On Sat August 4 2018 23:01:10 William Morder wrote:
Sorry to vanish in mid-thread; a combination of
this ongoing problem,
which forces me to reinstall my system every other day
Does the system run correctly after installing? Precisely what changes
to break things? Is your hardware reliable?
Everything runs fine until I change to TDE. I install Debian, migrate to
Devuan, purge LibreOffice, then reboot. Then I install TDE and reboot. It is
usually on the second reboot, after I have installed TDE packages, that I see
this error.
my home folder
has remained essentially the same through several
different operating systems
Don't restore your entire home folder - it contains lots of config that's
probably obsolete or incompatible. Restore only specific user files
such as documents, photos, music, etc.
I restore config files, settings, and so on, unless they give me problems. I
understand what you're saying, but if I wanted to start from scratch every
time, and could not modify my system, then I might as well run Windoze.
I did find a
cookie file with rw permissions only. (I assume that this
ought to be rw-r-r, am I right?)
Probably not. There's no reason for other users to read your configs.

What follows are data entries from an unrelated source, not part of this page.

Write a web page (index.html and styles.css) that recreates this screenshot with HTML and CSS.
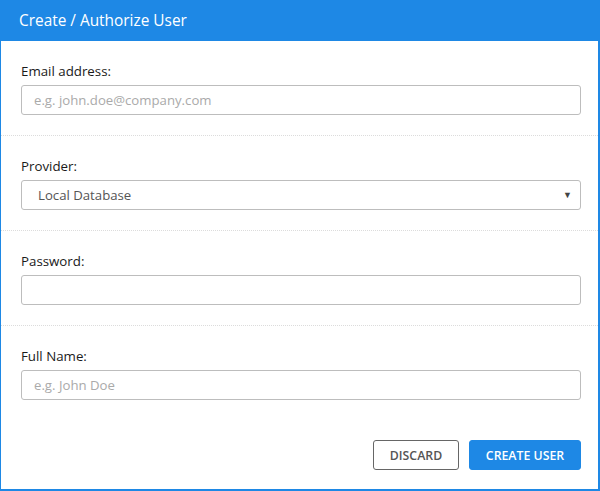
FILE: index.html
```html
<!DOCTYPE html>
<html>
<head>
<meta charset="utf-8">
<link rel="stylesheet" href="styles.css">
</head>
<body>
<div class="dialog">
  <div class="header">Create / Authorize User</div>
  <div class="section">
    <label class="label">Email address:</label>
    <div class="input placeholder">e.g. john.doe@company.com</div>
  </div>
  <div class="section">
    <label class="label">Provider:</label>
    <div class="input select"><span>Local Database</span><span class="caret">▼</span></div>
  </div>
  <div class="section">
    <label class="label">Password:</label>
    <div class="input"></div>
  </div>
  <div class="section last">
    <label class="label">Full Name:</label>
    <div class="input placeholder">e.g. John Doe</div>
  </div>
  <div class="actions">
    <button class="btn btn-outline">DISCARD</button>
    <button class="btn btn-primary">CREATE USER</button>
  </div>
</div>
</body>
</html>
```
FILE: styles.css
```css
* { box-sizing: border-box; }
html, body { margin: 0; padding: 0; background: #fff; }
body { font-family: "Open Sans", "Noto Sans", sans-serif; }
.dialog {
  width: 600px;
  height: 491px;
  border: 1px solid #1E88E5;
  border-width: 0 2px 2px 1px;
  display: flex;
  flex-direction: column;
}
.header {
  height: 41px;
  background: #1E88E5;
  color: #fff;
  font-size: 15.4px;
  line-height: 41px;
  padding-left: 19px;
  margin: 0 -2px 0 -1px;
}
.section {
  padding: 20px 17px 20px 20px;
  border-bottom: 1px dotted #dcdcdc;
  display: flex;
  flex-direction: column;
}
.section.last { border-bottom: none; }
.label {
  font-size: 13.3px;
  color: #1a1a1a;
  line-height: 20px;
  margin-bottom: 4px;
}
.input {
  height: 30px;
  border: 1px solid #bdbdbd;
  border-radius: 3px;
  font-size: 13.2px;
  line-height: 28px;
  padding: 0 12px;
  color: #555;
}
.placeholder { color: #aaa; }
.select {
  display: flex;
  justify-content: space-between;
  padding: 0 8px 0 16px;
  color: #555;
}
.caret { font-size: 9px; color: #444; }
.actions {
  display: flex;
  justify-content: flex-end;
  gap: 10px;
  padding: 20px 17px 0 20px;
  margin-top: auto;
  margin-bottom: 19px;
}
.btn {
  height: 30px;
  border-radius: 3px;
  font-family: "Open Sans", "Noto Sans", sans-serif;
  font-size: 12.3px;
  font-weight: 600;
  padding: 0 10px;
  cursor: pointer;
}
.btn-outline {
  width: 86px;
  background: #fff;
  border: 1px solid #666;
  color: #555;
}
.btn-primary {
  width: 112px;
  background: #1E88E5;
  border: 1px solid #1E88E5;
  color: #fff;
}
```
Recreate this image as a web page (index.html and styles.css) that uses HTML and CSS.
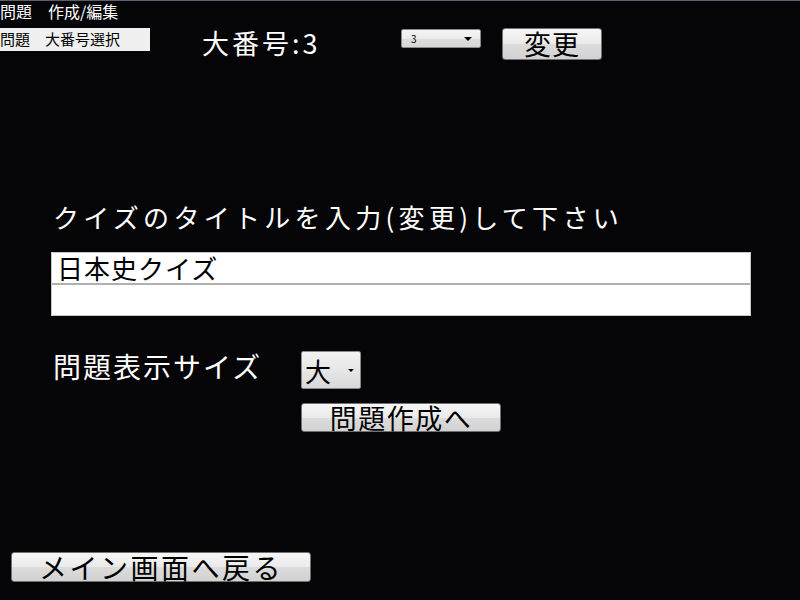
FILE: index.html
```html
<!DOCTYPE html>
<html lang="ja">
<head>
<meta charset="utf-8">
<title>問題 作成/編集</title>
<link rel="stylesheet" href="styles.css">
</head>
<body>
<div class="page">
  <div class="title">問題　作成/編集</div>
  <div class="row1">
    <div class="label-box">問題　大番号選択</div>
    <div class="bignum">大番号:3</div>
    <div class="select small-select"><span class="sel-text">3</span><span class="arrow"></span></div>
    <button class="btn btn-change">変更</button>
  </div>
  <div class="prompt">クイズのタイトルを入力(変更)して下さい</div>
  <div class="textbox">
    <div class="tb-row tb-first">日本史クイズ</div>
    <div class="tb-row"></div>
  </div>
  <div class="size-row">
    <div class="size-label">問題表示サイズ</div>
    <div class="select size-select"><span class="sel-text">大</span><span class="arrow"></span></div>
  </div>
  <button class="btn btn-create">問題作成へ</button>
  <button class="btn btn-back">メイン画面へ戻る</button>
</div>
</body>
</html>
```
FILE: styles.css
```css
html, body {
  margin: 0;
  padding: 0;
  background: #050508;
  height: 100%;
}
body {
  border-top: 1px solid #56606e;
  box-sizing: border-box;
  overflow: hidden;
  font-family: "Noto Sans CJK JP", "Noto Sans", sans-serif;
}
.page {
  display: flex;
  flex-direction: column;
  align-items: flex-start;
}
.title {
  color: #ffffff;
  font-size: 16px;
  line-height: 20px;
  height: 20px;
}
.row1 {
  display: flex;
  align-items: flex-start;
  height: 40px;
}
.label-box {
  margin-top: 7px;
  width: 150px;
  height: 23px;
  background: #f0f0f0;
  color: #000;
  font-size: 15px;
  line-height: 21px;
  box-sizing: border-box;
  white-space: nowrap;
  overflow: hidden;
}
.bignum {
  margin-left: 52px;
  width: 199px;
  margin-top: 4px;
  color: #fff;
  font-size: 27px;
  line-height: 36px;
  letter-spacing: 3px;
  white-space: nowrap;
}
.select {
  position: relative;
  box-sizing: border-box;
  border: 1px solid #8a8a8a;
  border-radius: 2px;
  background: linear-gradient(#f4f4f4 0%, #ececec 50%, #dcdcdc 51%, #d6d6d6 100%);
  color: #000;
  display: flex;
  align-items: center;
}
.arrow {
  position: absolute;
  width: 0;
  height: 0;
  border-left: 3px solid transparent;
  border-right: 3px solid transparent;
  border-top: 3px solid #000;
}
.small-select {
  margin-top: 8px;
  width: 80px;
  height: 19px;
  font-size: 10px;
  padding-left: 9px;
}
.small-select .arrow {
  right: 8px;
  top: 7px;
  border-left-width: 4px;
  border-right-width: 4px;
  border-top-width: 4px;
}
.btn {
  font-family: "Noto Sans CJK JP", "Noto Sans", sans-serif;
  box-sizing: border-box;
  border: 1px solid #707070;
  border-radius: 3px;
  background: linear-gradient(#f6f6f6 0%, #eaeaea 50%, #dcdcdc 51%, #d2d2d2 100%);
  color: #000;
  padding: 0;
  display: flex;
  align-items: center;
  justify-content: center;
}
.btn-change {
  margin-top: 7px;
  margin-left: 21px;
  width: 100px;
  height: 32px;
  font-size: 27px;
  line-height: 30px;
  letter-spacing: 1px;
}
.prompt {
  margin-top: 138px;
  margin-left: 53px;
  color: #fff;
  font-size: 26px;
  line-height: 36px;
  letter-spacing: 4.3px;
  white-space: nowrap;
}
.textbox {
  margin-top: 17px;
  margin-left: 51px;
  width: 700px;
  background: #fff;
  box-sizing: border-box;
  border: 1px solid #c8c8c8;
}
.tb-row {
  height: 30px;
  font-size: 26px;
  line-height: 30px;
  color: #000;
  padding-left: 5px;
  letter-spacing: 1px;
}
.tb-first {
  border-bottom: 2px solid #b0b0b0;
}
.size-row {
  margin-top: 35px;
  display: flex;
  align-items: flex-start;
}
.size-label {
  margin-left: 53px;
  width: 248px;
  color: #fff;
  font-size: 28px;
  line-height: 30px;
  letter-spacing: 2px;
  white-space: nowrap;
}
.size-select {
  width: 60px;
  height: 38px;
  font-size: 26px;
  padding-left: 3px;
  background: linear-gradient(#f2f2f2 0%, #e6e6e6 50%, #d8d8d8 100%);
}
.size-select .arrow {
  right: 6px;
  top: 17px;
}
.btn-create {
  margin-top: 14px;
  margin-left: 301px;
  width: 200px;
  height: 29px;
  font-size: 27px;
  line-height: 27px;
  letter-spacing: 1.5px;
}
.btn-back {
  margin-top: 120px;
  margin-left: 11px;
  width: 300px;
  height: 30px;
  font-size: 28px;
  line-height: 28px;
  letter-spacing: 2.5px;
}
```
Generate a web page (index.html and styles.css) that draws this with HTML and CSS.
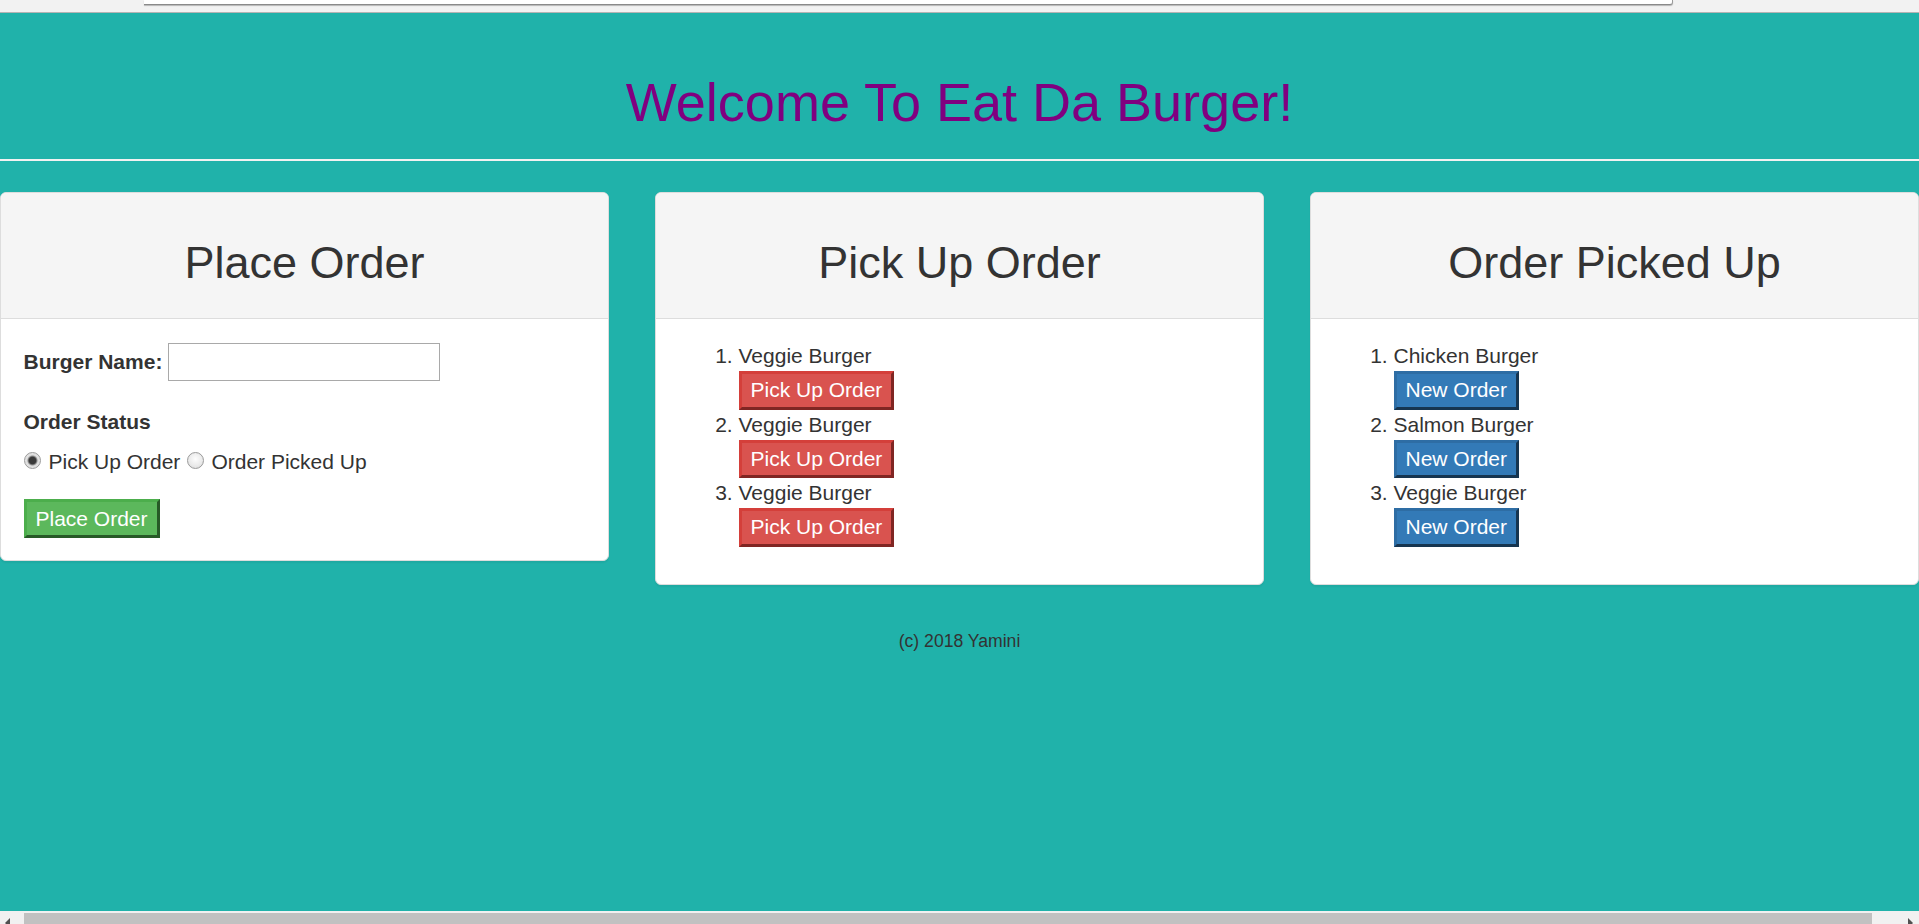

I will keep an eye on this, as in any case something is causing this issue. If
I can find what is making the root filesystem read-only, that will solve the
problem.
Could not
create lock file in /tmp/.tXO-lock
As Stefan noted, this is where you should start. Check your syslog from
boot to this point to find an explanation of why your root filesystem
was either remounted read-only or was not remounted read-write.
Yes, thanks, I am combing through my syslog files.
This seems to
be caused by some conflict between Debian and Devuan
packages.
This is somewhat unlikely as the two are very compatible and mostly
identical.
I think it's partly because I migrate to init, but cannot entirely get rid of
systemd stuff.
--Mike
Thanks for your patience, and detailed response.